Members of Congress with the longest prison sentences

13 years: We believe the only other member of Congress to be sentenced to more time in prison than Fattah is former congressman William Jefferson.

The Louisiana Democrat was sentenced to 13 years in 2009 for accepting hundreds of thousands of dollars in bribes — you might recall prosecutors claiming officials found $90,000 of bribe money stuffed in his freezer. Jefferson engaged in “the most extensive and pervasive pattern of corruption in the history of Congress,” federal prosecutors said at the time.

8 years: In 2005, former Republican representative Duke Cunningham (Calif.) was sentenced to more than eight years in prison on charges related to the Cunningham Scandal, where little-known defense contractors paid bribes (both in the form of cash and even prostitutes) to members of Congress and administration officials to secure federal contracts worth tens and even hundreds of millions of dollars.

Cunningham pleaded guilty to taking more than $2 million in bribes.

8 years: In 2002, former Democratic representative James Traficant Jr. (Ohio) was sentenced to eight years in prison after he was found guilty of accepting bribes and kickbacks from staff members for political favors. A colorful character insisting on doing things his own way, he defended himself at trial. He ended up being convicted on 10 felony counts, including bribery and racketeering. (He was released in 2009, at 68, after serving seven years. He died in 2014 in a tractor accident at his farm.)

Even though being convicted of a crime robs you of your main job as a member of Congress — to vote — Traficant refused to step down and became only the second lawmaker since the Civil War to be expelled by his colleagues. “Am I scared to death? No,” a defiant Traficant said at the time. “I will go to jail before I resign and admit to something I did not do.”

That ended up happening: He ran as an independent candidate from prison, another anomaly for members of Congress.

Traficant lost, and his former aide, Tim Ryan, won the election to replace him — yes, the Ryan who just challenged House Minority Leader Nancy Pelosi (D-Calif.) for the top Democratic leadership spot.)

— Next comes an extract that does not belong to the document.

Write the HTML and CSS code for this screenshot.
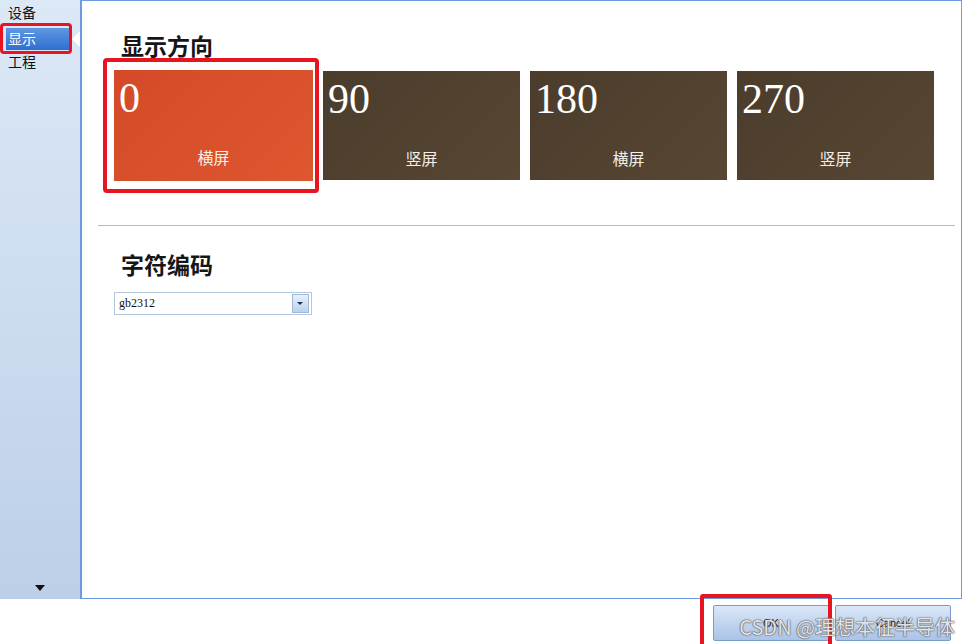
FILE: index.html
```html
<!DOCTYPE html>
<html lang="zh-CN">
<head>
    <meta charset="UTF-8">
    <meta name="viewport" content="width=device-width, initial-scale=1.0">
    <title>设置</title>
    <link rel="stylesheet" href="styles.css">
</head>
<body>
    <div class="window">
        <div class="top">
            <div class="sidebar">
                <div class="nav-item">设备</div>
                <div class="nav-item active">显示</div>
                <div class="nav-item">工程</div>
                <div class="nav-spacer"></div>
                <div class="nav-down"></div>
            </div>

            <div class="panel">
                <h2 class="section-title">显示方向</h2>
                <div class="tiles">
                    <div class="tile selected">
                        <div class="tile-num">0</div>
                        <div class="tile-label">横屏</div>
                    </div>
                    <div class="tile">
                        <div class="tile-num">90</div>
                        <div class="tile-label">竖屏</div>
                    </div>
                    <div class="tile">
                        <div class="tile-num">180</div>
                        <div class="tile-label">横屏</div>
                    </div>
                    <div class="tile">
                        <div class="tile-num">270</div>
                        <div class="tile-label">竖屏</div>
                    </div>
                </div>

                <div class="divider"></div>

                <h2 class="section-title second">字符编码</h2>
                <div class="select">
                    <span class="select-text">gb2312</span>
                    <span class="select-btn"></span>
                </div>
            </div>
        </div>

        <div class="bottom">
            <button class="btn ok">OK</button>
            <button class="btn">Cancel</button>
            <div class="watermark">CSDN @理想本征半导体</div>
        </div>
    </div>
</body>
</html>
```

FILE: styles.css
```css
body {
    margin: 0;
    font-family: "Noto Sans CJK SC", "Liberation Sans", sans-serif;
    background-color: white;
}

.window {
    width: 971px;
    height: 644px;
    display: flex;
    flex-direction: column;
    overflow: hidden;
}

.top {
    display: flex;
    height: 599px;
}

/* 左侧导航 */
.sidebar {
    width: 80px;
    background: linear-gradient(to bottom, #dce8f6 0%, #cddcf0 50%, #bccfe8 100%);
    display: flex;
    flex-direction: column;
    padding-top: 2px;
    box-sizing: border-box;
}

.nav-item {
    position: relative;
    height: 25px;
    line-height: 20px;
    padding-left: 8px;
    font-size: 14px;
    color: #111;
}

.nav-item.active {
    margin: 1px 8px 1px 6px;
    height: 22px;
    padding-left: 2px;
    background: linear-gradient(to bottom, #5f97e0, #2f6fd2);
    color: white;
}

/* 红色标注框 */
.nav-item.active::before {
    content: "";
    position: absolute;
    left: -6px;
    top: -5px;
    width: 66px;
    height: 25px;
    border: 3px solid #e8141f;
    border-radius: 4px;
}

/* 选中项右侧的小三角 */
.nav-item.active::after {
    content: "";
    position: absolute;
    right: -8px;
    top: 3px;
    border-top: 8px solid transparent;
    border-bottom: 8px solid transparent;
    border-right: 8px solid #ffffff;
}

.nav-spacer {
    flex: 1;
}

.nav-down {
    align-self: center;
    margin-bottom: 8px;
    border-left: 5px solid transparent;
    border-right: 5px solid transparent;
    border-top: 6px solid #111;
}

/* 右侧面板 */
.panel {
    width: 882px;
    border: 1px solid #6e9be0;
    border-left-width: 2px;
    box-sizing: border-box;
    background-color: white;
    padding: 0 6px 0 16px;
}

.section-title {
    margin: 30px 0 0 23px;
    font-size: 23px;
    font-weight: 700;
    line-height: 28px;
    color: #161616;
}

.section-title.second {
    margin-top: 24px;
}

.tiles {
    display: flex;
    gap: 10px;
    margin: 12px 0 0 16px;
}

.tile {
    position: relative;
    width: 197px;
    height: 109px;
    background: linear-gradient(135deg, #4b3c2c, #574632);
    color: white;
}

.tile.selected {
    width: 199px;
    height: 111px;
    margin-top: -1px;
    background: linear-gradient(135deg, #d44a28, #de5730);
}

.tile.selected::after {
    content: "";
    position: absolute;
    left: -11px;
    top: -12px;
    width: 208px;
    height: 127px;
    border: 4px solid #e8141f;
    border-radius: 4px;
}

.tile-num {
    font-family: "Liberation Serif", serif;
    font-size: 42px;
    line-height: 42px;
    padding: 7px 0 0 5px;
}

.tile-label {
    text-align: center;
    font-size: 16px;
    margin-top: 26px;
    color: #f4efe8;
}

.divider {
    height: 1px;
    background-color: #a3bde0;
    margin: 44px 0 0 0;
}

/* 下拉框 */
.select {
    display: flex;
    align-items: center;
    justify-content: space-between;
    width: 198px;
    height: 23px;
    margin: 14px 0 0 16px;
    border: 1px solid #b3c7de;
    box-sizing: border-box;
    padding: 0 2px 0 4px;
}

.select-text {
    font-family: "Liberation Serif", serif;
    font-size: 12px;
    color: #111;
}

.select-btn {
    position: relative;
    width: 15px;
    height: 17px;
    border: 1px solid #9fb8d8;
    background: linear-gradient(to bottom, #e8f0fb, #bcd1ec);
}

.select-btn::after {
    content: "";
    position: absolute;
    left: 4px;
    top: 7px;
    border-left: 3px solid transparent;
    border-right: 3px solid transparent;
    border-top: 3px solid #1a2f55;
}

/* 底部按钮 */
.bottom {
    position: relative;
    flex: 1;
    display: flex;
    justify-content: flex-end;
    gap: 6px;
    padding: 6px 20px 0 0;
}

.btn {
    position: relative;
    width: 116px;
    height: 36px;
    border: 1px solid #7b9cc8;
    border-radius: 2px;
    background: linear-gradient(to bottom, #dbe7f7, #a9c3e8);
    font-family: "Liberation Sans", sans-serif;
    font-size: 11px;
    color: #111;
}

.btn.ok::after {
    content: "";
    position: absolute;
    left: -14px;
    top: -12px;
    width: 124px;
    height: 50px;
    border: 4px solid #e8141f;
    border-radius: 3px;
}

.watermark {
    position: absolute;
    right: 16px;
    top: 13px;
    font-size: 20px;
    color: rgba(255, 255, 255, 0.85);
    text-shadow: 0 0 1px #555, 0 0 1px #555, 0 0 2px #777;
}
```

Longest prison sentences for any politician

Members of Congress have nothing on the list of mayors, governors and state lawmakers that make up some of the longest prison sentences of any politician. I put together this list in May when the former speaker of New York's Assembly, Sheldon Silver (D), was sentenced to 12 years in prison on charges of money laundering, fraud and graft. Here are some other notable lengthy sentences:

28 years: Former Detroit mayor Kwame Kilpatrick (D) is serving a 28-year sentence after he was convicted in 2013 for a dizzying array of corruption-related crimes, including racketeering, extortion and bribery. Prosecutors said he robbed Detroit of millions when it was at its most desperate. In 2015 he tried — and failed — to get the conviction overturned. At the time of his sentencing, U.S. Attorney Barbara McQuade said it was “equal to the longest sentence” for corruption ever handed down for an elected official.

28 years: Mark Ciavarella (D) was one of two northeastern Pennsylvania county judges convicted of taking millions from a juvenile detention center to put children in their center, even for petty crimes like stealing a CD from Walmart. The scandal broke open in 2009 and was dubbed “Kids for Cash,” and there's a documentary about it.

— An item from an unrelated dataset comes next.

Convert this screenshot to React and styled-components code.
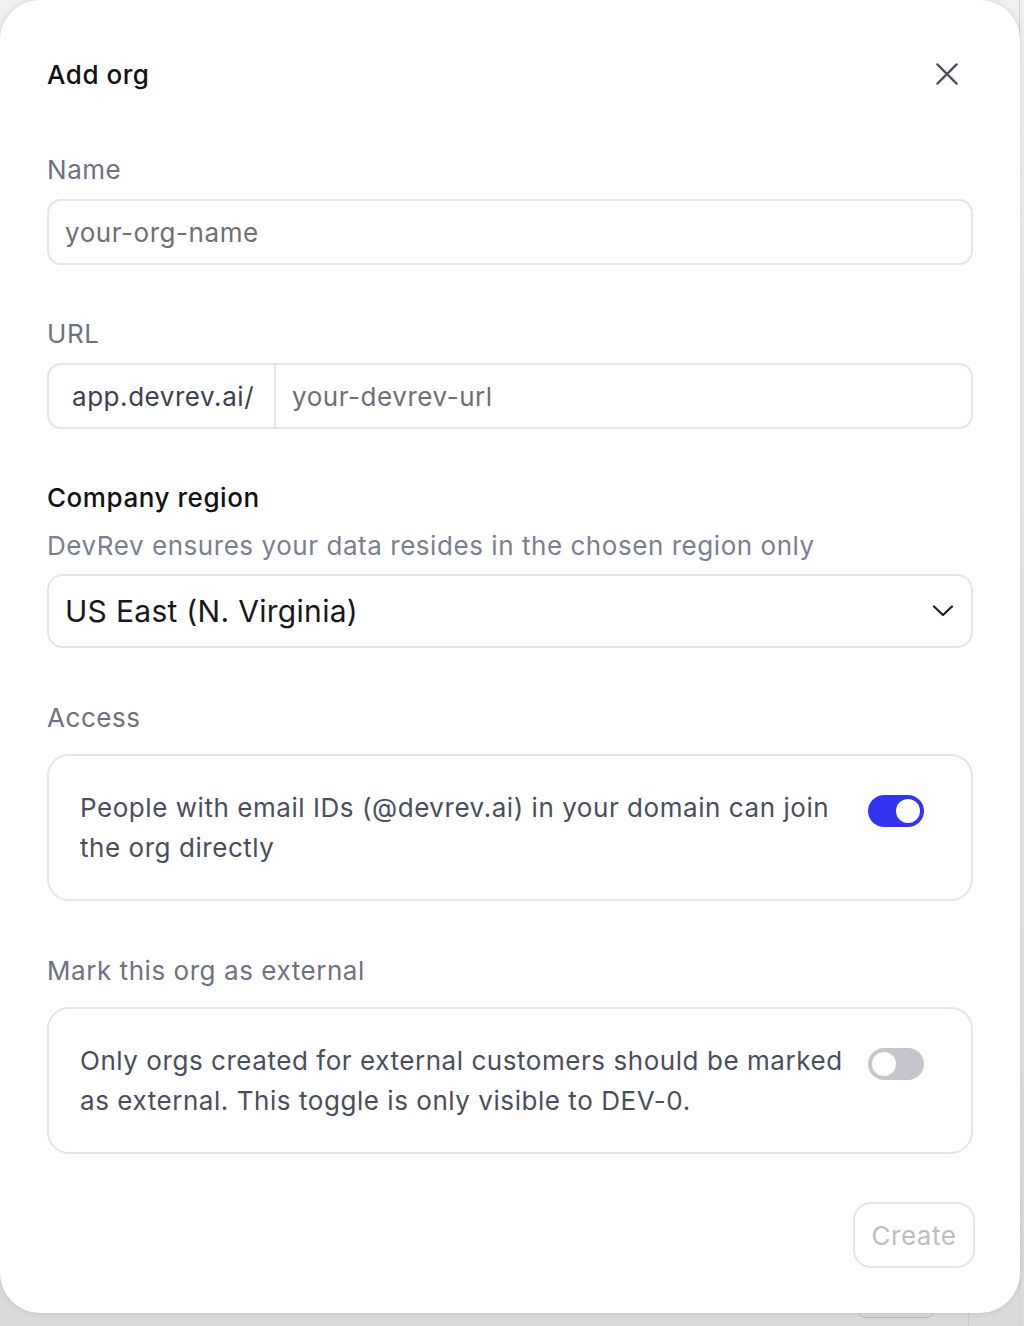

Ciavarella originally agreed to a prison sentence of seven years, but according to Scranton, Pa.'s ABC affiliate, WNEP, he then did a TV interview where he denied all of it. “I would never do anything to hurt a child,” he said. The day afterward, a federal judge rejected Ciavarella's guilty plea, saying he didn't sound like he was admitting guilt at all. Ciavarella went to trial and ended up with 28 years in prison.

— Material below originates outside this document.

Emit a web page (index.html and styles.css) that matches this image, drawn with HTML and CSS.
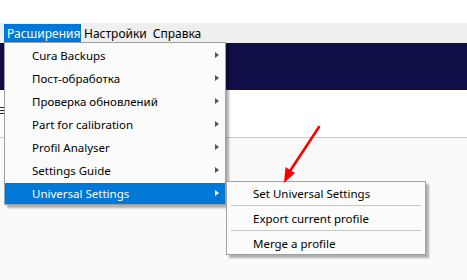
FILE: index.html
```html
<!DOCTYPE html>
<html lang="ru">
<head>
  <meta charset="UTF-8">
  <title>Cura - Расширения</title>
  <link rel="stylesheet" href="styles.css">
</head>
<body>
  <div class="top-space"></div>

  <nav class="menubar">
    <span class="menu-title open">Расширения</span>
    <span class="menu-title">Настройки</span>
    <span class="menu-title">Справка</span>
  </nav>

  <div class="window">
    <div class="header"></div>
    <div class="toolbar">
      <div class="burger"><i></i><i></i><i></i></div>
    </div>
    <div class="content"></div>
  </div>

  <ul class="dropdown">
    <li>Cura Backups <span class="arrow"></span></li>
    <li>Пост-обработка <span class="arrow"></span></li>
    <li>Проверка обновлений <span class="arrow"></span></li>
    <li>Part for calibration <span class="arrow"></span></li>
    <li>Profil Analyser <span class="arrow"></span></li>
    <li>Settings Guide <span class="arrow"></span></li>
    <li class="active">Universal Settings <span class="arrow"></span></li>
  </ul>

  <ul class="submenu">
    <li>Set Universal Settings</li>
    <li class="sep"></li>
    <li>Export current profile</li>
    <li class="sep"></li>
    <li>Merge a profile</li>
  </ul>

  <svg class="pointer" width="467" height="280" viewBox="0 0 467 280">
    <line x1="319" y1="127" x2="290" y2="171" stroke="#f00" stroke-width="2.6" stroke-linecap="round"/>
    <polygon points="284,183 285.5,167 295,173" fill="#f00"/>
  </svg>
</body>
</html>
```

FILE: styles.css
```css
* { box-sizing: border-box; margin: 0; padding: 0; }
body {
  width: 467px;
  height: 280px;
  overflow: hidden;
  background: #fff;
  font-family: 'Noto Sans', 'Open Sans', sans-serif;
  font-size: 11.5px;
  color: #000;
  position: relative;
}
.top-space { height: 23px; background: #fff; }
.menubar {
  height: 20px;
  background: #efefef;
  display: flex;
  align-items: stretch;
  padding-left: 4px;
  font-size: 12px;
}
.menu-title {
  padding: 0 3px 0 3px;
  line-height: 19px;
  height: 19px;
  margin-top: 1px;
}
.menu-title.open {
  background: #0078d7;
  color: #fff;
  width: 77px;
}
.window { display: flex; flex-direction: column; }
.header {
  height: 47px;
  background: #0f0e47;
}
.toolbar {
  height: 48px;
  background: #fff;
  border-bottom: 1px solid #c9c9c9;
  position: relative;
}
.burger {
  position: absolute;
  left: -2px;
  top: 17px;
  display: flex;
  flex-direction: column;
  gap: 2px;
}
.burger i { display: block; width: 6px; height: 1px; background: #1a2a5a; }
.content { height: 150px; background: #fafafa; }

.dropdown, .submenu {
  position: absolute;
  list-style: none;
  background: #fbfbfb;
  border: 1px solid #a0a0a0;
  box-shadow: 3px 3px 2px rgba(0, 0, 0, 0.3);
}
.dropdown {
  left: 4px;
  top: 42px;
  width: 222px;
  padding: 1px 0 0;
}
.dropdown li {
  height: 23px;
  line-height: 23px;
  padding-left: 27px;
  position: relative;
}
.dropdown li.active {
  height: 21px;
  line-height: 21px;
  margin-top: 1px;
  background: #0078d7;
  color: #fff;
}
.arrow {
  position: absolute;
  right: 6px;
  top: 8px;
  width: 0;
  height: 0;
  border-top: 3.5px solid transparent;
  border-bottom: 3.5px solid transparent;
  border-left: 4px solid #555;
}
.active .arrow { border-left-color: #fff; top: 7px; }

.submenu {
  left: 226px;
  top: 181px;
  width: 200px;
  padding: 1px 0 0;
}
.submenu li {
  height: 21px;
  line-height: 21px;
  padding-left: 26px;
}
.submenu li.sep {
  height: 3px;
  margin: 0 4px;
  border-top: 1px solid #c8c8c8;
  margin-top: 1px;
}
.pointer { position: absolute; left: 0; top: 0; pointer-events: none; }
```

19 years: Rita Crundwell had been a small-town official in Dixon, Ill., for 29 years when in 2012, prosecutors accused her of what they said was the largest municipal fraud in American history. They said she stole some $53.7 million from the city to support her championship horse-breeding habit. She got 19½ years in prison for the scheme, and as of 2015, according to the Los Angeles Times, federal officials are still auctioning off the horse-breeding empire — including very valuable frozen horse semen — that she built up with taxpayer money.

17 years: The other Pennsylvania county judge in the Kids for Cash case, Michael Conahan (D), got 17½ years.

15 years: In 2009, former Birmingham mayor Larry Langford (D) had to answer for crimes past when a federal jury convicted him of 60 counts of fraud, money-laundering and bribery when he was head of the Jefferson County Commission. He was accused of accepting cash and high-end jewelry and clothes from an investment banker to steer public business the banker's way. In 2010, he was sentenced to 15 years in prison.

14 years: The former Democratic governor of Illinois, Rod Blagojevich, is one of the highest-ranking politicians on this list. In 2011, he was sentenced to 14 years on corruption-related charges including trying to sell President Obama's open Senate seat for cash or political favors.

14 years: William Boyland, a former New York Democratic assemblyman from a political Brooklyn family, was sentenced to 14 years in prison in 2015 for asking for bribes from undercover agents — days after being acquitted of separate bribery charges — and for filing fake expenses that cost taxpayers an extra $71,000.